**Written instruction:**
Only the pictures are omitted; repeat all other data exactly.

**Dataset excerpt:**
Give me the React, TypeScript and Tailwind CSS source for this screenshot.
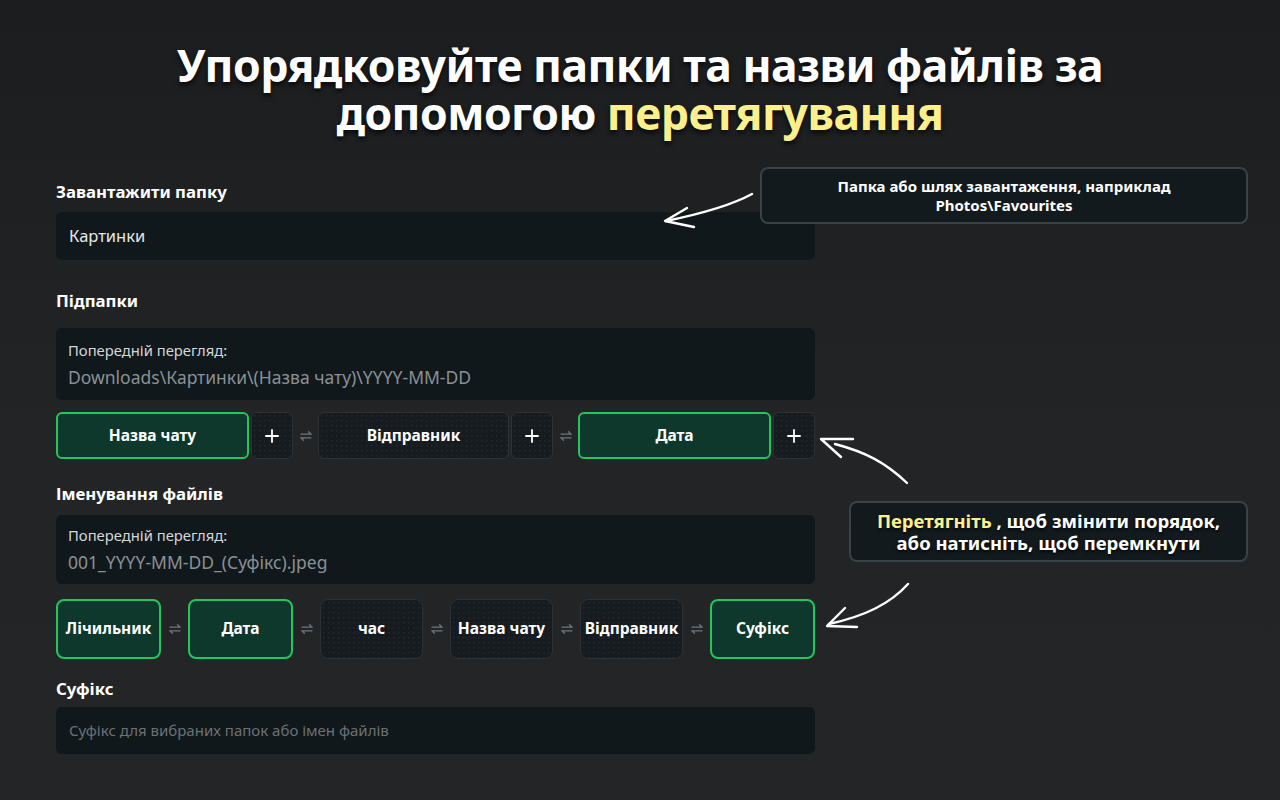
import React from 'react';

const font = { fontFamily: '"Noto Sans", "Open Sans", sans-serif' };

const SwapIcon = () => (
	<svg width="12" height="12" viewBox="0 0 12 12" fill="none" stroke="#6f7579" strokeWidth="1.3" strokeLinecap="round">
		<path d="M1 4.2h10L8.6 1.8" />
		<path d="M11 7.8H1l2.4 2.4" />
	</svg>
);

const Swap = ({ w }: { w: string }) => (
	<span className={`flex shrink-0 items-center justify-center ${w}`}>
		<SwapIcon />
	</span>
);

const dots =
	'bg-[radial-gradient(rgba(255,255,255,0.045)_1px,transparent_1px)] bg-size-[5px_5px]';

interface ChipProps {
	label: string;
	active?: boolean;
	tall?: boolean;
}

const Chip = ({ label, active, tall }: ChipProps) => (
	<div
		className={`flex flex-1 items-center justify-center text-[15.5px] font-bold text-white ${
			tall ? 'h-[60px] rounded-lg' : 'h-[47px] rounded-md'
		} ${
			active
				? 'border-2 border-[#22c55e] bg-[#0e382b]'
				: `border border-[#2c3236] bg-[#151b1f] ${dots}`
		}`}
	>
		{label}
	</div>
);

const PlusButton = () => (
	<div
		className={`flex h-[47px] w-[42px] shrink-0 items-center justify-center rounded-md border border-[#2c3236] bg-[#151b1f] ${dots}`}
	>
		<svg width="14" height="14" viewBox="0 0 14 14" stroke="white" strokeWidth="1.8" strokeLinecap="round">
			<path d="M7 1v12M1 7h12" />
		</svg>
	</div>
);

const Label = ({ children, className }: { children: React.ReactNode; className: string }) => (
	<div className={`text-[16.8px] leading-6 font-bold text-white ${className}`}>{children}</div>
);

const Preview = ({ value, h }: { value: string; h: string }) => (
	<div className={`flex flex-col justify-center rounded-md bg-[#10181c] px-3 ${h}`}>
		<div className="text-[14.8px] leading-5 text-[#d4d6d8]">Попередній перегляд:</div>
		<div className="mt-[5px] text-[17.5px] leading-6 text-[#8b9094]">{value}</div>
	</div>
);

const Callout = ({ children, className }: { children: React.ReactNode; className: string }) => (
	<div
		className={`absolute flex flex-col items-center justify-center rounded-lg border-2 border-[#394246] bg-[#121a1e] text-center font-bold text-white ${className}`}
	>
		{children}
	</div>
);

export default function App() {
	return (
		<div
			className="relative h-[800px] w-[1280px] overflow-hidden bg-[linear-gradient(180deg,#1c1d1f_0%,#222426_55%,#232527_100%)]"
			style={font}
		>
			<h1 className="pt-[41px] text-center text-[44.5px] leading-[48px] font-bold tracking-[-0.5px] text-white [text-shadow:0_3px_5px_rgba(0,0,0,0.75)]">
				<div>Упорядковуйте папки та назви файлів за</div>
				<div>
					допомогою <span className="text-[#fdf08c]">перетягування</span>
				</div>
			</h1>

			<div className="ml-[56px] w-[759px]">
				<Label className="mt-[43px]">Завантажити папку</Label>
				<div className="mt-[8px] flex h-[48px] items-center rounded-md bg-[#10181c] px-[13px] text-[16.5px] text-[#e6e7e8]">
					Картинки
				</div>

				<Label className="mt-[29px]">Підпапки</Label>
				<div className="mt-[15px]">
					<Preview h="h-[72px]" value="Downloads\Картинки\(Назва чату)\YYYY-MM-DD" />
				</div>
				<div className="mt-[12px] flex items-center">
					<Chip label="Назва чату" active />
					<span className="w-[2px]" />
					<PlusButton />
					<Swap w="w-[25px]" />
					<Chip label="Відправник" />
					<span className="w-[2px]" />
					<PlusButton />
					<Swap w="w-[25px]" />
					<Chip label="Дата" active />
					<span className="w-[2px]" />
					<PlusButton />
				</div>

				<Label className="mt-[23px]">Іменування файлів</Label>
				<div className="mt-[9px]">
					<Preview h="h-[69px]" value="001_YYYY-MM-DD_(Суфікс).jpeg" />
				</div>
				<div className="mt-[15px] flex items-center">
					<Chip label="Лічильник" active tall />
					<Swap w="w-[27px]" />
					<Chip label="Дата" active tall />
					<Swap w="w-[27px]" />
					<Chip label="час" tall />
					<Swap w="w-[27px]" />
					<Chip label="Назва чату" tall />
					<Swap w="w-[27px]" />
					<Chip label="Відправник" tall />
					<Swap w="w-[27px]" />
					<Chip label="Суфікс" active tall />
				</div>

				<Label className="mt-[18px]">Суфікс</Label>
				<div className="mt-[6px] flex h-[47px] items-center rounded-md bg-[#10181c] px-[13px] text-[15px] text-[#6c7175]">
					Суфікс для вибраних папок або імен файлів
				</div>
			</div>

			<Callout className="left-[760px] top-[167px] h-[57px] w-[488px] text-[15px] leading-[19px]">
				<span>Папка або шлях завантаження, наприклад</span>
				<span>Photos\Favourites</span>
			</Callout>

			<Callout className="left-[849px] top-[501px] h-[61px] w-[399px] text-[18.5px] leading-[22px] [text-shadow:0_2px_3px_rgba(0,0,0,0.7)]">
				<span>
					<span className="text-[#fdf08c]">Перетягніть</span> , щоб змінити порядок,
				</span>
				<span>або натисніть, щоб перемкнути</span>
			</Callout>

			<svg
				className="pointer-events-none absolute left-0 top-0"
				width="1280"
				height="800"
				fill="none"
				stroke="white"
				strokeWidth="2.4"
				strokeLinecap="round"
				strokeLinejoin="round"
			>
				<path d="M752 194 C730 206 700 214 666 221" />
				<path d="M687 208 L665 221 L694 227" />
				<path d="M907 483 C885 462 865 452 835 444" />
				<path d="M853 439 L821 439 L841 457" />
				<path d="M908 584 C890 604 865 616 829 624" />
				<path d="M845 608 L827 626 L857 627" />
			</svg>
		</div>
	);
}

**Result below:**
Give me the React, TypeScript and Tailwind CSS source for this screenshot.
import React from 'react';

const font = { fontFamily: '"Noto Sans", "Open Sans", sans-serif' };

const SwapIcon = () => (
	<svg width="12" height="12" viewBox="0 0 12 12" fill="none" stroke="#6f7579" strokeWidth="1.3" strokeLinecap="round">
		<path d="M1 4.2h10L8.6 1.8" />
		<path d="M11 7.8H1l2.4 2.4" />
	</svg>
);

const Swap = ({ w }: { w: string }) => (
	<span className={`flex shrink-0 items-center justify-center ${w}`}>
		<SwapIcon />
	</span>
);

const dots =
	'bg-[radial-gradient(rgba(255,255,255,0.045)_1px,transparent_1px)] bg-size-[5px_5px]';

interface ChipProps {
	label: string;
	active?: boolean;
	tall?: boolean;
}

const Chip = ({ label, active, tall }: ChipProps) => (
	<div
		className={`flex flex-1 items-center justify-center text-[15.5px] font-bold text-white ${
			tall ? 'h-[60px] rounded-lg' : 'h-[47px] rounded-md'
		} ${
			active
				? 'border-2 border-[#22c55e] bg-[#0e382b]'
				: `border border-[#2c3236] bg-[#151b1f] ${dots}`
		}`}
	>
		{label}
	</div>
);

const PlusButton = () => (
	<div
		className={`flex h-[47px] w-[42px] shrink-0 items-center justify-center rounded-md border border-[#2c3236] bg-[#151b1f] ${dots}`}
	>
		<svg width="14" height="14" viewBox="0 0 14 14" stroke="white" strokeWidth="1.8" strokeLinecap="round">
			<path d="M7 1v12M1 7h12" />
		</svg>
	</div>
);

const Label = ({ children, className }: { children: React.ReactNode; className: string }) => (
	<div className={`text-[16.8px] leading-6 font-bold text-white ${className}`}>{children}</div>
);

const Preview = ({ value, h }: { value: string; h: string }) => (
	<div className={`flex flex-col justify-center rounded-md bg-[#10181c] px-3 ${h}`}>
		<div className="text-[14.8px] leading-5 text-[#d4d6d8]">Попередній перегляд:</div>
		<div className="mt-[5px] text-[17.5px] leading-6 text-[#8b9094]">{value}</div>
	</div>
);

const Callout = ({ children, className }: { children: React.ReactNode; className: string }) => (
	<div
		className={`absolute flex flex-col items-center justify-center rounded-lg border-2 border-[#394246] bg-[#121a1e] text-center font-bold text-white ${className}`}
	>
		{children}
	</div>
);

export default function App() {
	return (
		<div
			className="relative h-[800px] w-[1280px] overflow-hidden bg-[linear-gradient(180deg,#1c1d1f_0%,#222426_55%,#232527_100%)]"
			style={font}
		>
			<h1 className="pt-[41px] text-center text-[44.5px] leading-[48px] font-bold tracking-[-0.5px] text-white [text-shadow:0_3px_5px_rgba(0,0,0,0.75)]">
				<div>Упорядковуйте папки та назви файлів за</div>
				<div>
					допомогою <span className="text-[#fdf08c]">перетягування</span>
				</div>
			</h1>

			<div className="ml-[56px] w-[759px]">
				<Label className="mt-[43px]">Завантажити папку</Label>
				<div className="mt-[8px] flex h-[48px] items-center rounded-md bg-[#10181c] px-[13px] text-[16.5px] text-[#e6e7e8]">
					Картинки
				</div>

				<Label className="mt-[29px]">Підпапки</Label>
				<div className="mt-[15px]">
					<Preview h="h-[72px]" value="Downloads\Картинки\(Назва чату)\YYYY-MM-DD" />
				</div>
				<div className="mt-[12px] flex items-center">
					<Chip label="Назва чату" active />
					<span className="w-[2px]" />
					<PlusButton />
					<Swap w="w-[25px]" />
					<Chip label="Відправник" />
					<span className="w-[2px]" />
					<PlusButton />
					<Swap w="w-[25px]" />
					<Chip label="Дата" active />
					<span className="w-[2px]" />
					<PlusButton />
				</div>

				<Label className="mt-[23px]">Іменування файлів</Label>
				<div className="mt-[9px]">
					<Preview h="h-[69px]" value="001_YYYY-MM-DD_(Суфікс).jpeg" />
				</div>
				<div className="mt-[15px] flex items-center">
					<Chip label="Лічильник" active tall />
					<Swap w="w-[27px]" />
					<Chip label="Дата" active tall />
					<Swap w="w-[27px]" />
					<Chip label="час" tall />
					<Swap w="w-[27px]" />
					<Chip label="Назва чату" tall />
					<Swap w="w-[27px]" />
					<Chip label="Відправник" tall />
					<Swap w="w-[27px]" />
					<Chip label="Суфікс" active tall />
				</div>

				<Label className="mt-[18px]">Суфікс</Label>
				<div className="mt-[6px] flex h-[47px] items-center rounded-md bg-[#10181c] px-[13px] text-[15px] text-[#6c7175]">
					Суфікс для вибраних папок або імен файлів
				</div>
			</div>

			<Callout className="left-[760px] top-[167px] h-[57px] w-[488px] text-[15px] leading-[19px]">
				<span>Папка або шлях завантаження, наприклад</span>
				<span>Photos\Favourites</span>
			</Callout>

			<Callout className="left-[849px] top-[501px] h-[61px] w-[399px] text-[18.5px] leading-[22px] [text-shadow:0_2px_3px_rgba(0,0,0,0.7)]">
				<span>
					<span className="text-[#fdf08c]">Перетягніть</span> , щоб змінити порядок,
				</span>
				<span>або натисніть, щоб перемкнути</span>
			</Callout>

			<svg
				className="pointer-events-none absolute left-0 top-0"
				width="1280"
				height="800"
				fill="none"
				stroke="white"
				strokeWidth="2.4"
				strokeLinecap="round"
				strokeLinejoin="round"
			>
				<path d="M752 194 C730 206 700 214 666 221" />
				<path d="M687 208 L665 221 L694 227" />
				<path d="M907 483 C885 462 865 452 835 444" />
				<path d="M853 439 L821 439 L841 457" />
				<path d="M908 584 C890 604 865 616 829 624" />
				<path d="M845 608 L827 626 L857 627" />
			</svg>
		</div>
	);
}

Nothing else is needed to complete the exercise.